Как всегда, он проследовал в зал периодики и там проглядел новости в последнем номере (суббота, 12 февраля — а на дворе уже был вторник, о, Беспечный Читатель!{36}) ежедневной русскоязычной газеты, выпускаемой с 1918 года какой-то émigré группой в Чикаго. Как всегда, внимательно проглядел объявления. Доктор Попов, который тут же и был сфотографирован в новом белом халате, сулил пожилым людям новый прилив силы и радости. Музыкальная ассоциация перечисляла имеющиеся в продаже русские патефонные пластинки вроде вальса "Разбитая жизнь" и "Песенки фронтового шофера". Какой-то гоголевского типа похоронщик расхваливал свои похоронные экипажи de luxe, которые можно было также использовать для выезда на пикник. Другой гоголевский персонаж, уже в Майами, предлагал "двухкомнатную квартиру для непьющих (dlya trezvïh), среди фруктовых деревьев и цветов", а какие-то люди из Хэммонда с грустью предлагали сдать комнату "в небольшой и тихой семье", — и тут, без особой к тому причины, читатель объявлений вдруг с пронзительной и нелепой отчетливостью увидел своих родителей, Павла Пнина и Валерию Пнину — он читает медицинский журнал, она политический обзор, оба сидят в креслах друг против друга в маленькой, ярко освещенной гостиной на Галерной улице, Санкт-Петербург, сорок лет тому назад.
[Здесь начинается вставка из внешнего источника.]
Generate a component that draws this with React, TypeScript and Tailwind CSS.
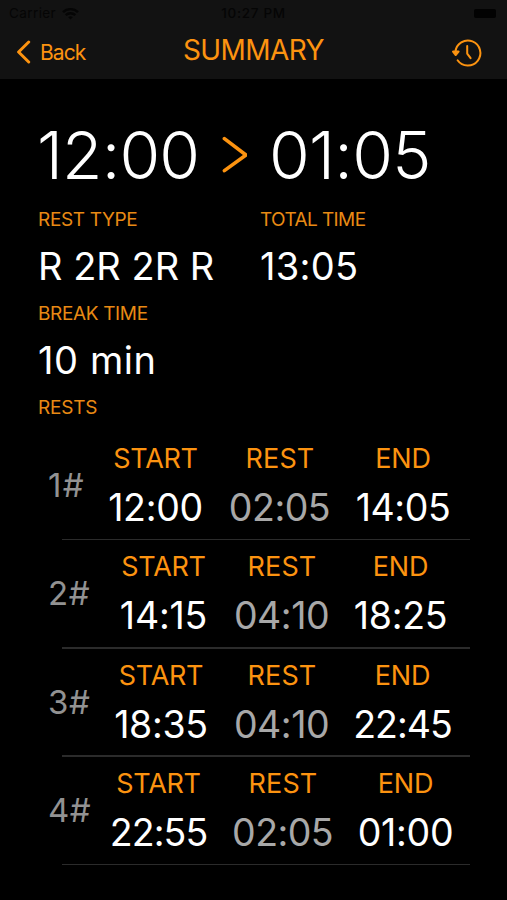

Пнин внимательно ознакомился также с развитием бесконечно долгой и нудной полемики между тремя эмигрантскими фракциями. Начало ей положила фракция А, обвинившая фракцию Б в бездействии и для наглядности проиллюстрировавшая ее пословицей: "Хочет на елку влезть, да ляжки боится окарябать". Это побудило некоего Старого Оптимиста написать язвительное "Письмо к редактору", озаглавленное "О елках и о бездействии" и начинавшееся так: "Есть старая американская поговорка: "В доме повешенного не убивают двух зайцев одним выстрелом". В свежем номере газеты был напечатан feuilleton длиной в две тысячи слов, присланный представительной фракцией В и озаглавленнный "О елках, о домах повешенного и оптимизме", Пнин прочел его с большим интересом и с чувством солидарности.